-- Start Data excerpt --
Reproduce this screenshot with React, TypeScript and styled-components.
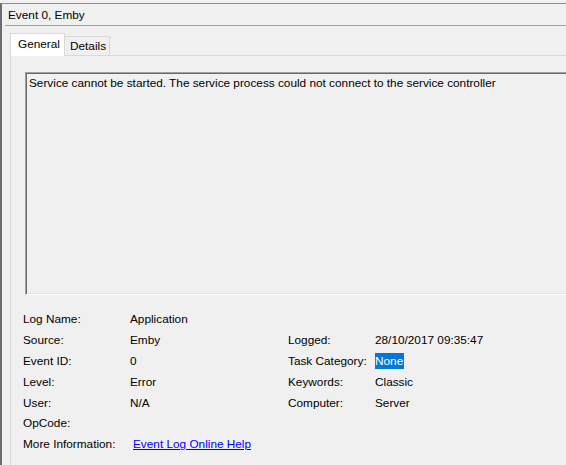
import React from "react";
import styled, { createGlobalStyle } from "styled-components";

const GlobalStyle = createGlobalStyle`
  html, body {
    margin: 0;
    padding: 0;
    background: #f0f0f0;
    overflow: hidden;
  }
  body {
    font-family: "Liberation Sans", Arial, sans-serif;
    font-size: 11.8px;
    color: #000;
  }
`;

const Page = styled.div`
  padding-top: 3px;
  width: 566px;
  height: 465px;
  overflow: hidden;
`;

const Window = styled.div`
  width: 640px;
  height: 462px;
  border-top: 1px solid #8f8f8f;
  border-left: 2px solid #6d6d6d;
  box-sizing: border-box;
  display: flex;
  flex-direction: column;
`;

const TitleBar = styled.div`
  margin-left: 3px;
  height: 21px;
  padding-left: 3px;
  border-bottom: 1px solid #a0a0a0;
  display: flex;
  align-items: center;
`;

const TabArea = styled.div`
  flex: 1;
  padding: 7px 0 0 8px;
  display: flex;
  flex-direction: column;
`;

const TabStrip = styled.div`
  display: flex;
  align-items: flex-end;
  height: 22px;
  position: relative;
  z-index: 1;
`;

const Tab = styled.div<{ $active?: boolean }>`
  box-sizing: border-box;
  height: ${(p) => (p.$active ? "23px" : "19px")};
  margin-bottom: ${(p) => (p.$active ? "-1px" : "0")};
  padding: ${(p) => (p.$active ? "3px 0 0 7px" : "2px 0 0 5px")};
  width: ${(p) => (p.$active ? "55px" : "45px")};
  background: ${(p) => (p.$active ? "#ffffff" : "#f0f0f0")};
  border: 1px solid #d9d9d9;
  border-bottom: none;
  border-left: ${(p) => (p.$active ? "1px solid #d9d9d9" : "none")};
`;

const Panel = styled.div`
  flex: 1;
  border: 1px solid #d9d9d9;
  border-right: none;
  border-bottom: none;
  padding: 16px 0 0 12px;
`;

const TextBox = styled.div`
  margin-left: 2px;
  height: 223px;
  box-sizing: border-box;
  border-top: 1px solid #a0a0a0;
  border-left: 1px solid #a0a0a0;
  border-bottom: 1px solid #ffffff;
  box-shadow: inset 1px 1px 0 #696969, inset 0 -1px 0 #e3e3e3;
  padding: 3px 0 0 3px;
  line-height: 15px;
`;

const Grid = styled.div`
  margin-top: 14px;
  display: grid;
  grid-template-columns: 107px 158px 87px 1fr;
  grid-auto-rows: 20.8px;
  align-items: center;
`;

const Cell = styled.div<{ $col?: number }>`
  grid-column: ${(p) => p.$col ?? "auto"};
  white-space: nowrap;
`;

const Selected = styled.span`
  background: #0078d7;
  color: #ffffff;
  padding: 1px 1px 1px 0;
`;

const Link = styled.a`
  margin-left: 3px;
  color: #0000ff;
  text-decoration: underline;
  cursor: pointer;
`;

type Row = [string, React.ReactNode, string?, React.ReactNode?];

const rows: Row[] = [
  ["Log Name:", "Application"],
  ["Source:", "Emby", "Logged:", "28/10/2017 09:35:47"],
  ["Event ID:", "0", "Task Category:", <Selected>None</Selected>],
  ["Level:", "Error", "Keywords:", "Classic"],
  ["User:", "N/A", "Computer:", "Server"],
  ["OpCode:", ""],
  ["More Information:", <Link>Event Log Online Help</Link>],
];

export default function App() {
  return (
    <Page>
      <GlobalStyle />
      <Window>
        <TitleBar>Event 0, Emby</TitleBar>
        <TabArea>
          <TabStrip>
            <Tab $active>General</Tab>
            <Tab>Details</Tab>
          </TabStrip>
          <Panel>
            <TextBox>
              Service cannot be started. The service process could not connect
              to the service controller
            </TextBox>
            <Grid>
              {rows.map(([l1, v1, l2, v2], i) => (
                <React.Fragment key={i}>
                  <Cell $col={1}>{l1}</Cell>
                  <Cell $col={2}>{v1}</Cell>
                  {l2 && <Cell $col={3}>{l2}</Cell>}
                  {l2 && <Cell $col={4}>{v2}</Cell>}
                </React.Fragment>
              ))}
            </Grid>
          </Panel>
        </TabArea>
      </Window>
    </Page>
  );
}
-- End Data excerpt --
Problem statement:
Each line that has the word "components" should be copied.

Output for this exercise:
Reproduce this screenshot with React, TypeScript and styled-components.
import styled, { createGlobalStyle } from "styled-components";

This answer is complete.